* BEGIN Dataset section *
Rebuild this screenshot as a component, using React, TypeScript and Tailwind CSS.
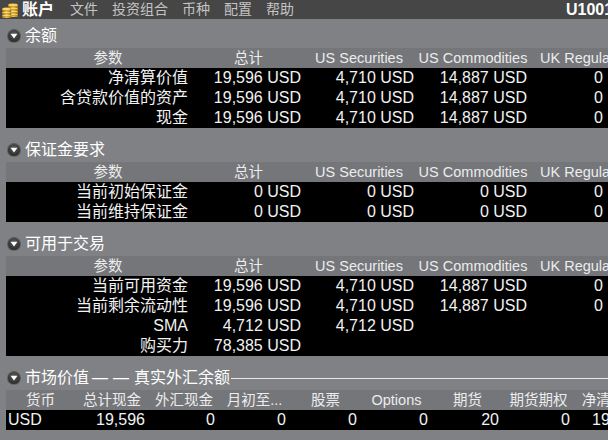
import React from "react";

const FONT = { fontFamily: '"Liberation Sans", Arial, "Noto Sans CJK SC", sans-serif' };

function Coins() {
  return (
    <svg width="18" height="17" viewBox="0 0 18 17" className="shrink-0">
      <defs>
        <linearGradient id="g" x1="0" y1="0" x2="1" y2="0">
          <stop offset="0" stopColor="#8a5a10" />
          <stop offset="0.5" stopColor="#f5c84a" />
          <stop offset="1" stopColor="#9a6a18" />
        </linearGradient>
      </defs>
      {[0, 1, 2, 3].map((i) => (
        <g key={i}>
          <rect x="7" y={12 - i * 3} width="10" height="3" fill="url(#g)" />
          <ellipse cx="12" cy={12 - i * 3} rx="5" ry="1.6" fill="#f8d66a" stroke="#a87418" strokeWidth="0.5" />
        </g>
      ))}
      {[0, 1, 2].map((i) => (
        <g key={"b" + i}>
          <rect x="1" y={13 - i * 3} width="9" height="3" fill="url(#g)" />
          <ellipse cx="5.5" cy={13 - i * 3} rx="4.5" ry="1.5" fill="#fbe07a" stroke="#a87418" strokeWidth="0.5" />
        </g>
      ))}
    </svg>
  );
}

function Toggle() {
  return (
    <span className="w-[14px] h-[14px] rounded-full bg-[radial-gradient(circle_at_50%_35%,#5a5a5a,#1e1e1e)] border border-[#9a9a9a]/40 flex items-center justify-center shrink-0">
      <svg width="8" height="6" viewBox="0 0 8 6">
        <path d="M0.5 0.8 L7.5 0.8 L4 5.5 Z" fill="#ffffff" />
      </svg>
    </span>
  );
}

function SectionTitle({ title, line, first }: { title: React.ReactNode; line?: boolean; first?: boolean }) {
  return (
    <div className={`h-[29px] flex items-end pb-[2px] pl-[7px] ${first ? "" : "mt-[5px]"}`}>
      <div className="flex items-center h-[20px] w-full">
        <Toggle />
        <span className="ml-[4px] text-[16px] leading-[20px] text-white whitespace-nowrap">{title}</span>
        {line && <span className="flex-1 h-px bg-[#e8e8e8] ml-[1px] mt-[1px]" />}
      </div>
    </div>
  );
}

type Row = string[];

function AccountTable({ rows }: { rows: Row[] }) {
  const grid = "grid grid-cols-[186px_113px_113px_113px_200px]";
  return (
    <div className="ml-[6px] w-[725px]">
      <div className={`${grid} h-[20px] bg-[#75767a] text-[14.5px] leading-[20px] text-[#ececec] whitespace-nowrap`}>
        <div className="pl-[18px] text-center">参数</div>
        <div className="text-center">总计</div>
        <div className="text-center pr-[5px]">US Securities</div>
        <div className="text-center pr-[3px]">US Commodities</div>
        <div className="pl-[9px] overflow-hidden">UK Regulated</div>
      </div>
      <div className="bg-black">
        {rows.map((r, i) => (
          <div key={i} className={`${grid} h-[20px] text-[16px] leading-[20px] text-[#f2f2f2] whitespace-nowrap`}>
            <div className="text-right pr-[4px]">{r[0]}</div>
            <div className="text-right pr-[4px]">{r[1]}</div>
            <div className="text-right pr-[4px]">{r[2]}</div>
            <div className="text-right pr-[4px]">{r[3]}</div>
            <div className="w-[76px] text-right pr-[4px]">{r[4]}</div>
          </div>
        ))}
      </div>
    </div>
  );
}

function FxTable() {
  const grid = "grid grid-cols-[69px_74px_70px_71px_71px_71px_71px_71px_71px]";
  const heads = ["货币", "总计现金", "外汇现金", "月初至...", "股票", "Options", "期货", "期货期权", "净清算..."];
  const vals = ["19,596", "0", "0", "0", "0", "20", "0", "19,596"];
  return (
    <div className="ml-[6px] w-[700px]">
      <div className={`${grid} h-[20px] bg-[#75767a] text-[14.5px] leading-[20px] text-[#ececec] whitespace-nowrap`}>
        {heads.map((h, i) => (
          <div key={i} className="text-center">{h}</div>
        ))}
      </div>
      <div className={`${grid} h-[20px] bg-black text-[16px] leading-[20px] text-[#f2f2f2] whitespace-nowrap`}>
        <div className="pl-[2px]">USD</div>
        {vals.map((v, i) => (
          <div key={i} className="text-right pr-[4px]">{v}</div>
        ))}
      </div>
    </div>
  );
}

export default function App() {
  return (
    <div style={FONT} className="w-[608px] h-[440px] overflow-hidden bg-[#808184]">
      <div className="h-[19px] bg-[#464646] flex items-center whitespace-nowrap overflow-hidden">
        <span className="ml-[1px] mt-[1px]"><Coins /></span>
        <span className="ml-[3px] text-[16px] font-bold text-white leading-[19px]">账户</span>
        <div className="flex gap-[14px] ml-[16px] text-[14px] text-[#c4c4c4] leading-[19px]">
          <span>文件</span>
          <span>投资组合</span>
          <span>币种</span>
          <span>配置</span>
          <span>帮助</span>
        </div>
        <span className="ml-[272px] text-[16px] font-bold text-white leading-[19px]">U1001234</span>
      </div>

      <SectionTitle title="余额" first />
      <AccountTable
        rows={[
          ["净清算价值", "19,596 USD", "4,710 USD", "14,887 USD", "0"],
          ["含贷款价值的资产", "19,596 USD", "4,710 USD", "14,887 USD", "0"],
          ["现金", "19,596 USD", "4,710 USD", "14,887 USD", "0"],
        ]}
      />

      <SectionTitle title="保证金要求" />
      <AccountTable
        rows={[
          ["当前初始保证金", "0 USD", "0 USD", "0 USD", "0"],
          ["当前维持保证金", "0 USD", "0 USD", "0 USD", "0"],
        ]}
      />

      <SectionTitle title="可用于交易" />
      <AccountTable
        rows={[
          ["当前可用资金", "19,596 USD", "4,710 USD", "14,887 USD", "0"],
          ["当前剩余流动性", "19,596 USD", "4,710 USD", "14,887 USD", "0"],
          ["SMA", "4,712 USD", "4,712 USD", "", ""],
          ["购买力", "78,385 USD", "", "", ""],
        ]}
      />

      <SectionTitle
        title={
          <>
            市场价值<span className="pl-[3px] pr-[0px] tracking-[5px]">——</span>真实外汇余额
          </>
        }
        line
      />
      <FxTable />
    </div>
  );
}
* END Dataset section *
> **Problem statement**
The data above needs to be retyped exactly, with the images left out.

> **The response**
Rebuild this screenshot as a component, using React, TypeScript and Tailwind CSS.
import React from "react";

const FONT = { fontFamily: '"Liberation Sans", Arial, "Noto Sans CJK SC", sans-serif' };

function Coins() {
  return (
    <svg width="18" height="17" viewBox="0 0 18 17" className="shrink-0">
      <defs>
        <linearGradient id="g" x1="0" y1="0" x2="1" y2="0">
          <stop offset="0" stopColor="#8a5a10" />
          <stop offset="0.5" stopColor="#f5c84a" />
          <stop offset="1" stopColor="#9a6a18" />
        </linearGradient>
      </defs>
      {[0, 1, 2, 3].map((i) => (
        <g key={i}>
          <rect x="7" y={12 - i * 3} width="10" height="3" fill="url(#g)" />
          <ellipse cx="12" cy={12 - i * 3} rx="5" ry="1.6" fill="#f8d66a" stroke="#a87418" strokeWidth="0.5" />
        </g>
      ))}
      {[0, 1, 2].map((i) => (
        <g key={"b" + i}>
          <rect x="1" y={13 - i * 3} width="9" height="3" fill="url(#g)" />
          <ellipse cx="5.5" cy={13 - i * 3} rx="4.5" ry="1.5" fill="#fbe07a" stroke="#a87418" strokeWidth="0.5" />
        </g>
      ))}
    </svg>
  );
}

function Toggle() {
  return (
    <span className="w-[14px] h-[14px] rounded-full bg-[radial-gradient(circle_at_50%_35%,#5a5a5a,#1e1e1e)] border border-[#9a9a9a]/40 flex items-center justify-center shrink-0">
      <svg width="8" height="6" viewBox="0 0 8 6">
        <path d="M0.5 0.8 L7.5 0.8 L4 5.5 Z" fill="#ffffff" />
      </svg>
    </span>
  );
}

function SectionTitle({ title, line, first }: { title: React.ReactNode; line?: boolean; first?: boolean }) {
  return (
    <div className={`h-[29px] flex items-end pb-[2px] pl-[7px] ${first ? "" : "mt-[5px]"}`}>
      <div className="flex items-center h-[20px] w-full">
        <Toggle />
        <span className="ml-[4px] text-[16px] leading-[20px] text-white whitespace-nowrap">{title}</span>
        {line && <span className="flex-1 h-px bg-[#e8e8e8] ml-[1px] mt-[1px]" />}
      </div>
    </div>
  );
}

type Row = string[];

function AccountTable({ rows }: { rows: Row[] }) {
  const grid = "grid grid-cols-[186px_113px_113px_113px_200px]";
  return (
    <div className="ml-[6px] w-[725px]">
      <div className={`${grid} h-[20px] bg-[#75767a] text-[14.5px] leading-[20px] text-[#ececec] whitespace-nowrap`}>
        <div className="pl-[18px] text-center">参数</div>
        <div className="text-center">总计</div>
        <div className="text-center pr-[5px]">US Securities</div>
        <div className="text-center pr-[3px]">US Commodities</div>
        <div className="pl-[9px] overflow-hidden">UK Regulated</div>
      </div>
      <div className="bg-black">
        {rows.map((r, i) => (
          <div key={i} className={`${grid} h-[20px] text-[16px] leading-[20px] text-[#f2f2f2] whitespace-nowrap`}>
            <div className="text-right pr-[4px]">{r[0]}</div>
            <div className="text-right pr-[4px]">{r[1]}</div>
            <div className="text-right pr-[4px]">{r[2]}</div>
            <div className="text-right pr-[4px]">{r[3]}</div>
            <div className="w-[76px] text-right pr-[4px]">{r[4]}</div>
          </div>
        ))}
      </div>
    </div>
  );
}

function FxTable() {
  const grid = "grid grid-cols-[69px_74px_70px_71px_71px_71px_71px_71px_71px]";
  const heads = ["货币", "总计现金", "外汇现金", "月初至...", "股票", "Options", "期货", "期货期权", "净清算..."];
  const vals = ["19,596", "0", "0", "0", "0", "20", "0", "19,596"];
  return (
    <div className="ml-[6px] w-[700px]">
      <div className={`${grid} h-[20px] bg-[#75767a] text-[14.5px] leading-[20px] text-[#ececec] whitespace-nowrap`}>
        {heads.map((h, i) => (
          <div key={i} className="text-center">{h}</div>
        ))}
      </div>
      <div className={`${grid} h-[20px] bg-black text-[16px] leading-[20px] text-[#f2f2f2] whitespace-nowrap`}>
        <div className="pl-[2px]">USD</div>
        {vals.map((v, i) => (
          <div key={i} className="text-right pr-[4px]">{v}</div>
        ))}
      </div>
    </div>
  );
}

export default function App() {
  return (
    <div style={FONT} className="w-[608px] h-[440px] overflow-hidden bg-[#808184]">
      <div className="h-[19px] bg-[#464646] flex items-center whitespace-nowrap overflow-hidden">
        <span className="ml-[1px] mt-[1px]"><Coins /></span>
        <span className="ml-[3px] text-[16px] font-bold text-white leading-[19px]">账户</span>
        <div className="flex gap-[14px] ml-[16px] text-[14px] text-[#c4c4c4] leading-[19px]">
          <span>文件</span>
          <span>投资组合</span>
          <span>币种</span>
          <span>配置</span>
          <span>帮助</span>
        </div>
        <span className="ml-[272px] text-[16px] font-bold text-white leading-[19px]">U1001234</span>
      </div>

      <SectionTitle title="余额" first />
      <AccountTable
        rows={[
          ["净清算价值", "19,596 USD", "4,710 USD", "14,887 USD", "0"],
          ["含贷款价值的资产", "19,596 USD", "4,710 USD", "14,887 USD", "0"],
          ["现金", "19,596 USD", "4,710 USD", "14,887 USD", "0"],
        ]}
      />

      <SectionTitle title="保证金要求" />
      <AccountTable
        rows={[
          ["当前初始保证金", "0 USD", "0 USD", "0 USD", "0"],
          ["当前维持保证金", "0 USD", "0 USD", "0 USD", "0"],
        ]}
      />

      <SectionTitle title="可用于交易" />
      <AccountTable
        rows={[
          ["当前可用资金", "19,596 USD", "4,710 USD", "14,887 USD", "0"],
          ["当前剩余流动性", "19,596 USD", "4,710 USD", "14,887 USD", "0"],
          ["SMA", "4,712 USD", "4,712 USD", "", ""],
          ["购买力", "78,385 USD", "", "", ""],
        ]}
      />

      <SectionTitle
        title={
          <>
            市场价值<span className="pl-[3px] pr-[0px] tracking-[5px]">——</span>真实外汇余额
          </>
        }
        line
      />
      <FxTable />
    </div>
  );
}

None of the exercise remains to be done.